Entries taken from a collection
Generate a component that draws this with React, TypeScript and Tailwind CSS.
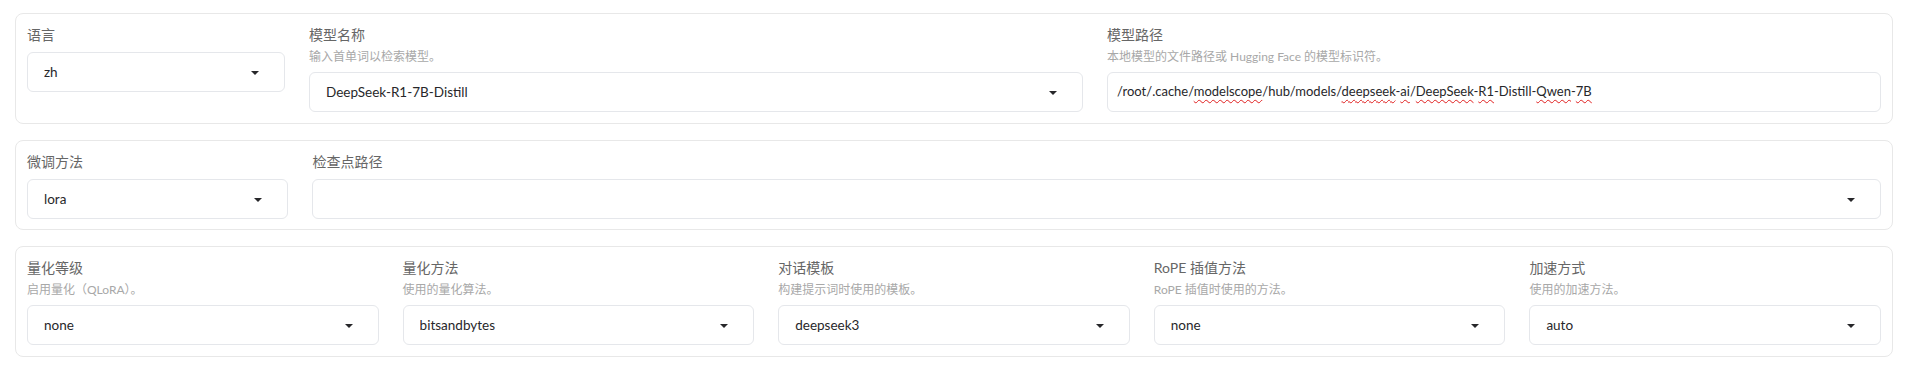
import React from "react";

const FONT = { fontFamily: 'Lato, "Noto Sans CJK SC", sans-serif' };

function Arrow() {
  return (
    <svg width="18" height="18" viewBox="0 0 18 18" className="shrink-0">
      <path d="M5 8l4 4 4-4z" fill="#27272a" />
    </svg>
  );
}

function Label({ text, hint }: { text: string; hint?: string }) {
  return (
    <div className="flex flex-col">
      <span className="text-[14px] leading-[20px] text-[#666666]">{text}</span>
      {hint && (
        <span className="mt-[4px] text-[12px] leading-[16px] text-[#a8a8a8]">{hint}</span>
      )}
    </div>
  );
}

function Select({ value }: { value: string }) {
  return (
    <div className="mt-[7px] h-[40px] border border-[#e5e7eb] rounded-[6px] bg-white flex items-center pl-[16px] pr-[20px]">
      <span className="flex-1 text-[13.5px] text-[#27272a] truncate">{value}</span>
      <Arrow />
    </div>
  );
}

function Field({
  label,
  hint,
  value,
  className,
}: {
  label: string;
  hint?: string;
  value: string;
  className: string;
}) {
  return (
    <div className={`${className} min-w-0 flex flex-col`}>
      <Label text={label} hint={hint} />
      <Select value={value} />
    </div>
  );
}

function Sq({ children }: { children: React.ReactNode }) {
  return (
    <span className="underline decoration-wavy decoration-[#e02020] decoration-1 underline-offset-[3px]">
      {children}
    </span>
  );
}

export default function App() {
  return (
    <div className="w-[1920px] h-[368px] bg-white pt-[13px]" style={FONT}>
      <div className="ml-[15px] w-[1878px] flex flex-col gap-4">
        {/* Row 1 */}
        <div className="border border-[#e8e8e8] rounded-[8px] p-[11px] flex gap-6">
          <Field className="flex-1" label="语言" value="zh" />
          <Field
            className="flex-[3]"
            label="模型名称"
            hint="输入首单词以检索模型。"
            value="DeepSeek-R1-7B-Distill"
          />
          <div className="flex-[3] min-w-0 flex flex-col">
            <Label text="模型路径" hint="本地模型的文件路径或 Hugging Face 的模型标识符。" />
            <div className="mt-[7px] h-[40px] border border-[#e5e7eb] rounded-[6px] bg-white flex items-center px-[9px]">
              <span className="text-[13px] text-[#27272a] whitespace-nowrap">
                /root/.cache/<Sq>modelscope</Sq>/hub/models/<Sq>deepseek</Sq>-<Sq>ai</Sq>/
                <Sq>DeepSeek</Sq>-<Sq>R1</Sq>-Distill-<Sq>Qwen</Sq>-<Sq>7B</Sq>
              </span>
            </div>
          </div>
        </div>

        {/* Row 2 */}
        <div className="border border-[#e8e8e8] rounded-[8px] pt-[11px] px-[11px] pb-[10px] flex gap-6">
          <Field className="flex-1" label="微调方法" value="lora" />
          <Field className="flex-[6]" label="检查点路径" value="" />
        </div>

        {/* Row 3 */}
        <div className="border border-[#e8e8e8] rounded-[8px] p-[11px] flex gap-6">
          <Field className="flex-1" label="量化等级" hint="启用量化（QLoRA）。" value="none" />
          <Field className="flex-1" label="量化方法" hint="使用的量化算法。" value="bitsandbytes" />
          <Field className="flex-1" label="对话模板" hint="构建提示词时使用的模板。" value="deepseek3" />
          <Field className="flex-1" label="RoPE 插值方法" hint="RoPE 插值时使用的方法。" value="none" />
          <Field className="flex-1" label="加速方式" hint="使用的加速方法。" value="auto" />
        </div>
      </div>
    </div>
  );
}
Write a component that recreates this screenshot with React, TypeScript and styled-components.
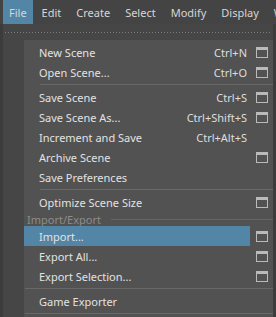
import React, { FC } from 'react'
import styled, { createGlobalStyle } from 'styled-components'

const highlight = '#5285a6'
const font_ui = "'Noto Sans', 'DejaVu Sans', sans-serif"

type Item =
  | { kind: 'item'; label: string; shortcut?: string; box?: boolean; active?: boolean }
  | { kind: 'sep'; full?: boolean }
  | { kind: 'header'; label: string }

const items: Item[] = [
  { kind: 'item', label: 'New Scene', shortcut: 'Ctrl+N', box: true },
  { kind: 'item', label: 'Open Scene...', shortcut: 'Ctrl+O', box: true },
  { kind: 'sep' },
  { kind: 'item', label: 'Save Scene', shortcut: 'Ctrl+S', box: true },
  { kind: 'item', label: 'Save Scene As...', shortcut: 'Ctrl+Shift+S', box: true },
  { kind: 'item', label: 'Increment and Save', shortcut: 'Ctrl+Alt+S' },
  { kind: 'item', label: 'Archive Scene', box: true },
  { kind: 'item', label: 'Save Preferences' },
  { kind: 'sep' },
  { kind: 'item', label: 'Optimize Scene Size', box: true },
  { kind: 'header', label: 'Import/Export' },
  { kind: 'item', label: 'Import...', box: true, active: true },
  { kind: 'item', label: 'Export All...', box: true },
  { kind: 'item', label: 'Export Selection...', box: true },
  { kind: 'sep', full: true },
  { kind: 'item', label: 'Game Exporter' },
  { kind: 'sep', full: true },
]

const menus = ['File', 'Edit', 'Create', 'Select', 'Modify', 'Display', 'Windows']

export default function App() {
  return (
    <>
      <GlobalStyle />
      <Page>
        <MenuBar>
          {menus.map((m, i) => (
            <BarItem key={m} $open={i === 0}>
              {m}
            </BarItem>
          ))}
        </MenuBar>
        <Stage>
          <Menu>
            <TearOff>
              <Dots />
            </TearOff>
            <Items>
              {items.map((it, i) => {
                if (it.kind === 'sep') return <Separator key={i} $full={it.full} />
                if (it.kind === 'header')
                  return (
                    <Header key={i}>
                      <span>{it.label}</span>
                      <HeaderLine />
                    </Header>
                  )
                return <MenuRow key={i} {...it} />
              })}
            </Items>
          </Menu>
        </Stage>
      </Page>
    </>
  )
}

const MenuRow: FC<{ label: string; shortcut?: string; box?: boolean; active?: boolean }> = ({
  label,
  shortcut,
  box,
  active,
}) => (
  <Row>
    <RowMain $active={active}>
      <span>{label}</span>
      {shortcut && <Shortcut>{shortcut}</Shortcut>}
    </RowMain>
    <BoxCell>{box && <OptionBox />}</BoxCell>
  </Row>
)

const GlobalStyle = createGlobalStyle`
  html, body {
    margin: 0;
    padding: 0;
    background: #3c3c3c;
  }
  body {
    font-family: ${font_ui};
    font-size: 11px;
  }
`

const Page = styled.div`
  width: 276px;
  height: 317px;
  overflow: hidden;
  background: #3c3c3c;
  display: flex;
  flex-direction: column;
`

const MenuBar = styled.div`
  height: 24px;
  background: #444444;
  display: flex;
  gap: 3px;
  padding-left: 3px;
  flex-shrink: 0;
  white-space: nowrap;
  overflow: hidden;
`

const BarItem = styled.div<{ $open?: boolean }>`
  padding: 0 6px;
  display: flex;
  align-items: center;
  color: #d6d6d6;
  background: ${(p) => (p.$open ? highlight : 'transparent')};
`

const Stage = styled.div`
  flex: 1;
  padding-left: 3px;
`

const Menu = styled.div`
  width: 270px;
  height: 100%;
  background: #464646;
  display: flex;
  flex-direction: column;
`

const TearOff = styled.div`
  height: 16px;
  padding: 0 2px;
  display: flex;
  align-items: center;
`

const Dots = styled.div`
  height: 1px;
  width: 100%;
  background: repeating-linear-gradient(to right, #7a7a7a 0 1px, transparent 1px 3px);
`

const Items = styled.div`
  margin-left: 21px;
  flex: 1;
  background: #525252;
  padding-top: 2px;
  color: #e2e2e2;
`

const Row = styled.div`
  height: 20px;
  display: flex;
`

const RowMain = styled.div<{ $active?: boolean }>`
  flex: 1;
  display: flex;
  align-items: center;
  justify-content: space-between;
  padding: 0 3px 0 15px;
  background: ${(p) => (p.$active ? highlight : 'transparent')};
`

const Shortcut = styled.span`
  color: #dedede;
`

const BoxCell = styled.div`
  width: 23px;
  display: flex;
  align-items: center;
  padding-left: 6px;
  box-sizing: border-box;
`

const OptionBox = styled.div`
  width: 12px;
  height: 11px;
  box-sizing: border-box;
  border: 1px solid #bababa;
  border-top-width: 3px;
`

const Separator = styled.div<{ $full?: boolean }>`
  height: 5px;
  box-sizing: border-box;
  padding-top: 2px;
  padding-left: ${(p) => (p.$full ? '1px' : '16px')};

  &::before {
    content: '';
    display: block;
    height: 1px;
    background: #686868;
  }
`

const Header = styled.div`
  height: 14px;
  display: flex;
  align-items: center;
  gap: 10px;
  padding-left: 3px;
  color: #8c8c8c;
`

const HeaderLine = styled.div`
  flex: 1;
  height: 1px;
  background: #646464;
`
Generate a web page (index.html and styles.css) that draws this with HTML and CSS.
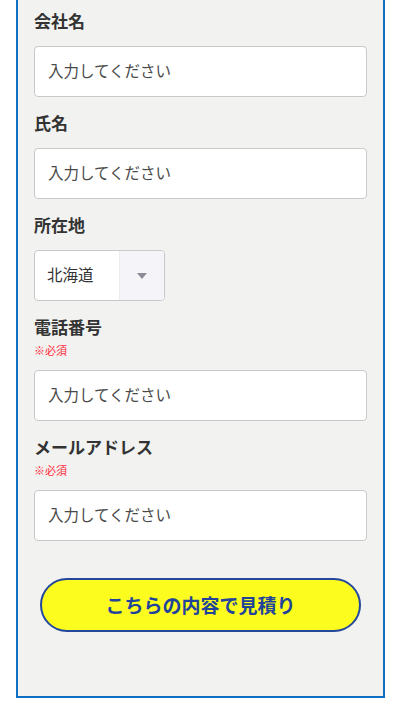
FILE: index.html
```html
<!DOCTYPE html>
<html lang="ja">
<head>
    <meta charset="UTF-8">
    <meta name="viewport" content="width=device-width, initial-scale=1.0">
    <title>お見積りフォーム</title>
    <link rel="stylesheet" href="styles.css">
</head>
<body>
    <form class="form-box">
        <div class="form-group">
            <label for="company">会社名</label>
            <input type="text" id="company" placeholder="入力してください">
        </div>
        <div class="form-group">
            <label for="name">氏名</label>
            <input type="text" id="name" placeholder="入力してください">
        </div>
        <div class="form-group">
            <label for="pref">所在地</label>
            <div class="select-box">
                <select id="pref">
                    <option>北海道</option>
                    <option>青森県</option>
                    <option>岩手県</option>
                    <option>宮城県</option>
                </select>
                <span class="select-arrow"></span>
            </div>
        </div>
        <div class="form-group">
            <label for="tel" class="has-note">電話番号</label>
            <p class="required">※必須</p>
            <input type="tel" id="tel" placeholder="入力してください">
        </div>
        <div class="form-group">
            <label for="mail" class="has-note">メールアドレス</label>
            <p class="required">※必須</p>
            <input type="email" id="mail" placeholder="入力してください">
        </div>
        <button type="submit" class="btn-submit">こちらの内容で見積り</button>
    </form>
</body>
</html>
```

FILE: styles.css
```css
body {
    margin: 0;
    font-family: "Noto Sans CJK JP", "Noto Sans", sans-serif;
    background-color: white;
    color: #333;
}
.form-box {
    margin: 0 15px 12px 16px;
    padding: 9px 16px 64px;
    background-color: #f2f2f0;
    border: 2px solid #0f6fc2;
    border-top: none;
}
.form-group {
    margin-bottom: 14px;
}
label {
    display: block;
    font-size: 17px;
    font-weight: bold;
    line-height: 24px;
    margin-bottom: 13px;
    color: #333;
}
label.has-note {
    margin-bottom: 4px;
}
.required {
    margin: 0 0 13px;
    font-size: 11px;
    line-height: 14px;
    color: #ff2b3a;
}
input {
    display: block;
    width: 100%;
    height: 51px;
    padding: 0 13px 3px;
    border: 1px solid #c9c9c9;
    border-radius: 4px;
    background-color: white;
    box-sizing: border-box;
    font-family: inherit;
    font-size: 15.5px;
    color: #333;
}
input::placeholder {
    color: #4a4a4a;
}
.select-box {
    display: flex;
    width: 131px;
    height: 51px;
    border: 1px solid #c9c9c9;
    border-radius: 4px;
    background-color: white;
    box-sizing: border-box;
    overflow: hidden;
}
.select-box select {
    flex: 1;
    min-width: 0;
    padding: 0 0 3px 12px;
    border: none;
    background: transparent;
    -webkit-appearance: none;
    appearance: none;
    font-family: inherit;
    font-size: 15.5px;
    color: #333;
}
.select-arrow {
    display: flex;
    align-items: center;
    justify-content: center;
    width: 44px;
    background-color: #f5f5f9;
    border-left: 1px solid #ececf0;
}
.select-arrow::after {
    content: "";
    border-left: 5px solid transparent;
    border-right: 5px solid transparent;
    border-top: 6px solid #8c8b98;
}
.btn-submit {
    display: block;
    width: 321px;
    height: 54px;
    margin: 37px auto 0;
    padding: 0 0 2px;
    background-color: #fcfc1f;
    border: 2px solid #22479b;
    border-radius: 27px;
    font-family: inherit;
    font-size: 19px;
    font-weight: bold;
    color: #22439a;
    cursor: pointer;
}
```
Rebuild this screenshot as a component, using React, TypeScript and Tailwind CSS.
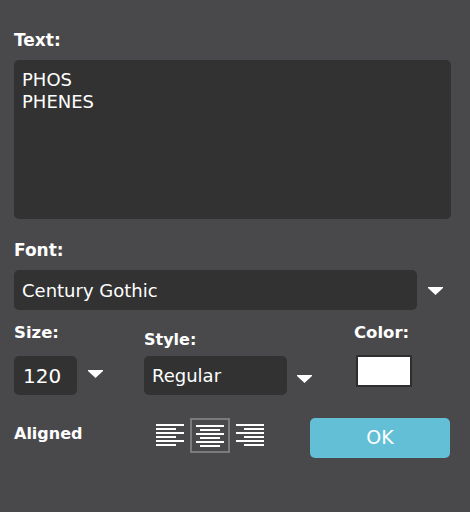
import React from 'react';

// small white dropdown marker used next to selects
function DropArrow() {
  return (
    <svg width="15" height="8" viewBox="0 0 15 8" className="shrink-0">
      <polygon points="0,0 15,0 15,1 7.5,8 0,1" fill="#ffffff" />
    </svg>
  );
}

type Align = 'left' | 'center' | 'right';

function AlignIcon({ align }: { align: Align }) {
  const rows = [0, 1, 2, 3, 4, 5];
  return (
    <svg width="28" height="22" viewBox="0 0 28 22" className="block">
      {rows.map(i => {
        const full = i % 2 === 0;
        const w = full ? 28 : 20;
        const x = full ? 0 : align === 'left' ? 0 : align === 'center' ? 4 : 8;
        return <rect key={i} x={x} y={i * 4} width={w} height={2} fill="#ffffff" />;
      })}
    </svg>
  );
}

export default function App() {
  const label = "font-['DejaVu_Sans',sans-serif] font-bold text-white leading-[20px]";
  const field = "rounded-[5px] bg-[#323232] font-['DejaVu_Sans',sans-serif] text-white";

  return (
    <div className="flex h-[512px] w-[470px] flex-col bg-[#49494b] px-[14px] pt-[30px]">
      <div className={`${label} text-[17px]`}>Text:</div>
      <div className={`${field} mt-[10px] h-[159px] w-[437px] px-[8px] pt-[9px] text-[18px] leading-[22px]`}>
        <div>PHOS</div>
        <div>PHENES</div>
      </div>

      <div className={`${label} mt-[21px] text-[17px]`}>Font:</div>
      <div className="mt-[10px] flex items-center gap-[11px]">
        <div className={`${field} flex h-[40px] w-[403px] items-center px-[8px] text-[18px]`}>Century Gothic</div>
        <div className="mt-[2px]">
          <DropArrow />
        </div>
      </div>

      <div className="mt-[13px] flex">
        <div className="flex w-[130px] flex-col">
          <div className={`${label} text-[16.5px]`}>Size:</div>
          <div className="mt-[13px] flex items-center gap-[11px]">
            <div className={`${field} flex h-[39px] w-[63px] items-center px-[9px] text-[20px]`}>120</div>
            <div className="-mt-[4px]">
              <DropArrow />
            </div>
          </div>
        </div>

        <div className="flex w-[210px] flex-col">
          <div className={`${label} mt-[7px] text-[16px]`}>Style:</div>
          <div className="mt-[6px] flex items-center gap-[10px]">
            <div className={`${field} flex h-[39px] w-[143px] items-center px-[8px] text-[18px]`}>Regular</div>
            <div className="mt-[6px]">
              <DropArrow />
            </div>
          </div>
        </div>

        <div className="flex flex-col">
          <div className={`${label} text-[16.5px]`}>Color:</div>
          <div className="mt-[12px] ml-[2px] h-[32px] w-[56px] border-2 border-[#2e2e2e] bg-white" />
        </div>
      </div>

      <div className="mt-[23px] flex items-start">
        <div className={`${label} mt-[6px] w-[142px] text-[16px]`}>Aligned</div>
        <div className="flex items-start gap-[6px]">
          <div className="mt-[6px]">
            <AlignIcon align="left" />
          </div>
          <div className="flex h-[35px] w-[40px] items-center justify-center border-2 border-[#7b7b7d]">
            <AlignIcon align="center" />
          </div>
          <div className="mt-[6px]">
            <AlignIcon align="right" />
          </div>
        </div>
        <button className="ml-[46px] flex h-[40px] w-[140px] items-center justify-center rounded-[5px] bg-[#63bfd6] pb-[2px] font-['DejaVu_Sans',sans-serif] text-[19px] text-white">
          OK
        </button>
      </div>
    </div>
  );
}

Short exercise
Working from the entries above, reproduce exactly and only the lines beginning with the line that has "Rebuild this screenshot" and ending with the line that has "import React from 'react';"; omit all pictures.

Solved exercise
Rebuild this screenshot as a component, using React, TypeScript and Tailwind CSS.
import React from 'react';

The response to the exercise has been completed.